- Status: Active
- Genre: Science fiction
- Location(s): Tucson, Arizona
- Country: USA
- Inaugurated: 1974
- Most recent: November 8-10, 2024
- Organized by: Baja Arizona Science Fiction Association
- Filing status: 501(c)(4)
- Website: http://www.tusconscificon.com/

= TusCon =

Science fiction convention

TusCon is a science fiction, fantasy, and horror literary convention held annually in Tucson, Arizona since 1974. It is the oldest continuous science fiction convention in the state of Arizona.

It is currently presented every November by the Baja Arizona Science Fiction Association (BASFA), a 501(c)(4) not-for-profit corporation.

== Notable guests ==
TusCon has hosted a number of influential writers and artists as Guest of Honor in its history. Included are Cory Doctorow, Heather Dale, Diana Gabaldon, Ed Bryant, Suzy McKee Charnas, George R.R. Martin, Elizabeth A. Lynn, Robert Bloch, Karl Edward Wagner, John Varley, Terry Carr, Tim Powers, Stephen R. Donaldson, David Brin, Dennis McKiernan, Laurell K. Hamilton, and many others.

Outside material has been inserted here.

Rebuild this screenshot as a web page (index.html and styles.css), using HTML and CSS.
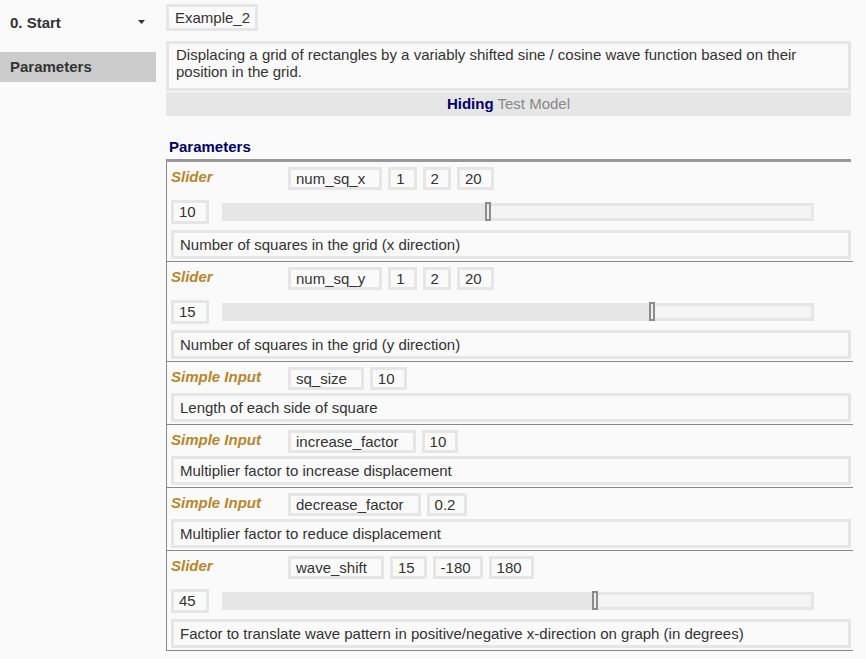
FILE: index.html
```html
<!DOCTYPE html>
<html>
<head>
<meta charset="utf-8">
<link rel="stylesheet" href="styles.css">
</head>
<body>
<div class="app">
  <nav class="sidebar">
    <div class="nav-head"><span>0. Start</span><svg class="caret" width="7" height="4" viewBox="0 0 7 4"><polygon points="0,0 7,0 3.5,4" fill="#333"/></svg></div>
    <div class="nav-item active">Parameters</div>
  </nav>
  <main class="main">
    <div class="box title">Example_2</div>
    <div class="box desc">Displacing a grid of rectangles by a variably shifted sine / cosine wave function based on their position in the grid.</div>
    <div class="toggle-bar"><b>Hiding</b> Test Model</div>
    <h2 class="section-title">Parameters</h2>

    <div class="param slider">
      <div class="row"><span class="kind">Slider</span><span class="box name">num_sq_x</span><span class="box val">1</span><span class="box val">2</span><span class="box val">20</span></div>
      <div class="slide-row"><span class="box cur">10</span><div class="track"><div class="fill" style="width:44.37%"></div><div class="thumb" style="left:44.37%"></div></div></div>
      <div class="box help">Number of squares in the grid (x direction)</div>
    </div>

    <div class="param slider">
      <div class="row"><span class="kind">Slider</span><span class="box name">num_sq_y</span><span class="box val">1</span><span class="box val">2</span><span class="box val">20</span></div>
      <div class="slide-row"><span class="box cur">15</span><div class="track"><div class="fill" style="width:72.3%"></div><div class="thumb" style="left:72.3%"></div></div></div>
      <div class="box help">Number of squares in the grid (y direction)</div>
    </div>

    <div class="param simple">
      <div class="row"><span class="kind">Simple Input</span><span class="box name">sq_size</span><span class="box val">10</span></div>
      <div class="box help">Length of each side of square</div>
    </div>

    <div class="param simple">
      <div class="row"><span class="kind">Simple Input</span><span class="box name">increase_factor</span><span class="box val">10</span></div>
      <div class="box help">Multiplier factor to increase displacement</div>
    </div>

    <div class="param simple">
      <div class="row"><span class="kind">Simple Input</span><span class="box name">decrease_factor</span><span class="box val">0.2</span></div>
      <div class="box help">Multiplier factor to reduce displacement</div>
    </div>

    <div class="param slider">
      <div class="row"><span class="kind">Slider</span><span class="box name">wave_shift</span><span class="box val">15</span><span class="box val">-180</span><span class="box val">180</span></div>
      <div class="slide-row"><span class="box cur">45</span><div class="track"><div class="fill" style="width:62.63%"></div><div class="thumb" style="left:62.63%"></div></div></div>
      <div class="box help">Factor to translate wave pattern in positive/negative x-direction on graph (in degrees)</div>
    </div>
  </main>
</div>
</body>
</html>
```
FILE: styles.css
```css
html, body {
  margin: 0;
  background: #fafafa;
}
body {
  font-family: "Liberation Sans", Arial, sans-serif;
  font-size: 15px;
  line-height: 17px;
  color: #333;
}
.app {
  display: flex;
  gap: 10px;
  align-items: flex-start;
}
.sidebar {
  width: 156px;
  flex: none;
}
.nav-head {
  height: 44px;
  display: flex;
  align-items: center;
  justify-content: space-between;
  padding: 0 11px 0 10px;
  font-weight: bold;
  margin-bottom: 8px;
}
.caret {
  display: block;
}
.nav-item {
  height: 30px;
  line-height: 30px;
  padding-left: 10px;
  font-weight: bold;
}
.nav-item.active {
  background: #ccc;
}
.main {
  width: 687px;
  padding-top: 4px;
}
.box {
  border: 3px solid #e6e6e6;
}
.title {
  width: fit-content;
  padding: 2px 5px 2px 6px;
}
.desc {
  margin: 10px 2px 0 0;
  padding: 2px 7px 8px;
}
.toggle-bar {
  margin: 1px 2px 0 0;
  height: 24px;
  line-height: 24px;
  background: #e6e6e6;
  text-align: center;
  color: #888;
}
.toggle-bar b {
  color: #000066;
}
.section-title {
  margin: 22px 2px 0 0;
  padding: 0 3px 4px;
  font-size: 15px;
  line-height: 17px;
  color: #000066;
  border-bottom: 3px solid #999;
}
.param {
  border-left: 1px solid #888;
  border-bottom: 1px solid #888;
  padding: 5px 2px 2px 4px;
}
.param.slider {
  padding-bottom: 2px;
}
.row {
  display: flex;
  gap: 6px;
  height: 23px;
}
.kind {
  width: 111px;
  flex: none;
  font-style: italic;
  font-weight: bold;
  color: #b8862b;
  margin-top: 1px;
}
.row .box {
  line-height: 17px;
  padding: 0 9px 0 5px;
}
.row .name {
  padding-right: 14px;
}
.slide-row {
  display: flex;
  align-items: center;
  margin-top: 10px;
  height: 24px;
}
.cur {
  line-height: 18px;
  padding: 0 10px 0 5px;
}
.track {
  position: relative;
  flex: 1;
  margin: 0 37px 0 13px;
  height: 12px;
  border: 3px solid #e6e6e6;
  background: #f4f4f4;
}
.fill {
  position: absolute;
  left: 0;
  top: 0;
  bottom: 0;
  background: #e6e6e6;
}
.thumb {
  position: absolute;
  top: -4px;
  width: 2px;
  height: 15px;
  border: 2px solid #8c8c8c;
  background: #eee;
}
.help {
  margin-top: 6px;
  padding: 3px 7px 3px 6px;
}
.simple .help {
  margin-top: 3px;
}
```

In addition to the scheduled Guest of Honor, TusCon has a reputation for drawing professional writers, artists, and publishers attend the convention. Among those are Forrest J. Ackerman, Robert Asprin, Keith Henson, S. P. Somtow, David Schow, Dr. Edwin "Buzz" Aldrin, Simon Hawke, Liz Danforth, Judith Tarr, Patrick Nielsen Hayden, and others.

== Activities ==
The event features a range of activities and programming. It offers a mix of panel discussions with authors, artists, and creators, workshops on writing and world-building, and Q&A sessions with industry professionals. Attendees can also enjoy cosplay events, a dealers' room filled with unique merchandise, demos and make & take craft activities, and a variety of interactive gaming events, including tabletop and live-action role-playing. Additionally, TusCon celebrates the creative spirit with an art show and silent auction, musical “filk” concerts, and performances by local entertainers.